# Bonding time question, adopted rescue dog



## edgeblur (May 20, 2021)

I trying to adopt an older dog, see desciption:  
"Emmie doesn't ask for much. She's a gentle, sweet, mellow girl in need of a compassionate, nurturing home where she will be loved and catered to. Emmie is friendly and quiet. Estimated year of birth is 2010 and her weight is around 55 lbs."
My question is if I can get her round now ( May 20) I will have a month to get to know each other, but I would have to board her June 24-27 (my daughters wedding) . I could go and see her during all those days. 
Or should I wait to pick her up until after June 27? I will talk to the dog pound but what are your thoughts?

I don't want to give this dog any separation anxiety.

Thanks for any thoughts


----------



## Lillith (Feb 16, 2016)

Boarding her isn't likely to give her separation anxiety if she doesn't already have it.

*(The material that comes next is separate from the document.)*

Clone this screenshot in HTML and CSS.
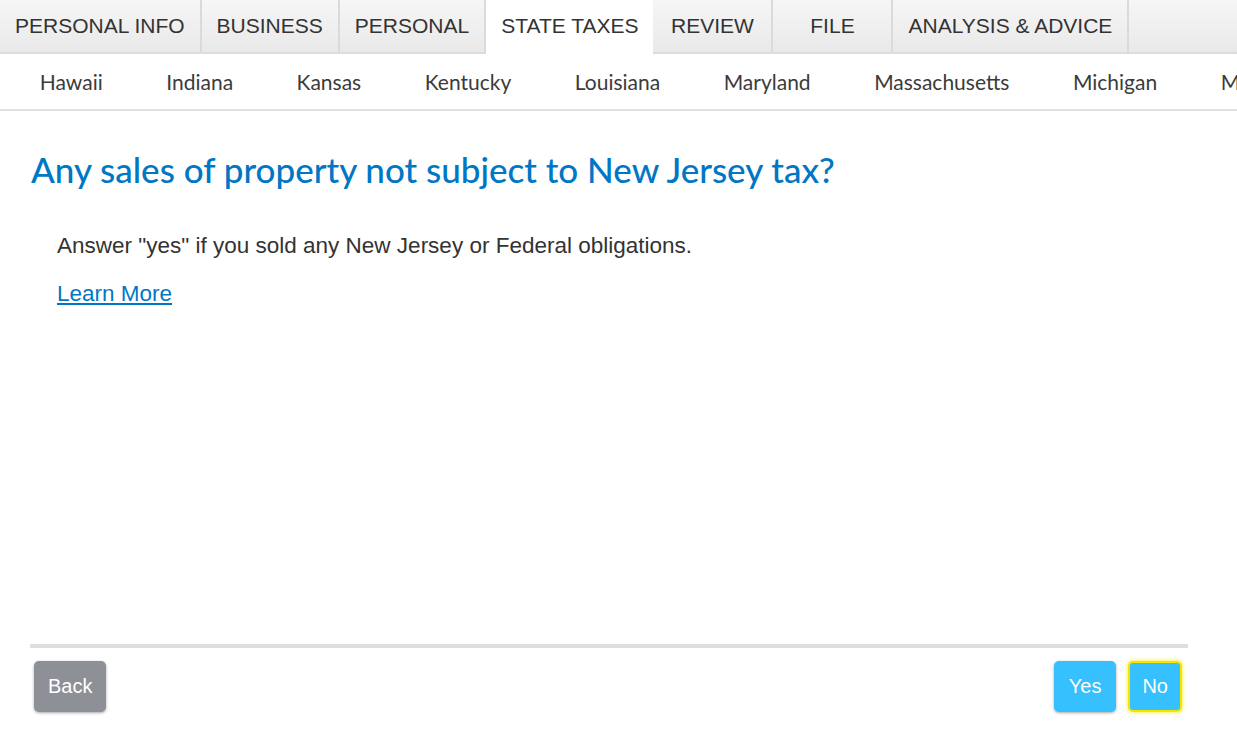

I would worry more about the stress a boarding situation can have on an elderly dog. Lots of dogs, strangers, and an unfamiliar location. Depending on the dog's general health and her response to a highly stimulating environment, I might choose to have her stay with a pet sitter in a chill home.

She might be perfectly fine being boarded in a facility, it just depends on the dog.


----------



## edgeblur (May 20, 2021)

Thanks, make sense.


----------



## Addctd2Dogs (May 11, 2021)

I've done both. The best results are when you can find somebody the dog knows to dog sit for you. Maybe even let the person take her for a few hours, or walks on a regular basis before they pet sit for her?


----------



## edgeblur (May 20, 2021)

Thanks. Very appreciated.


----------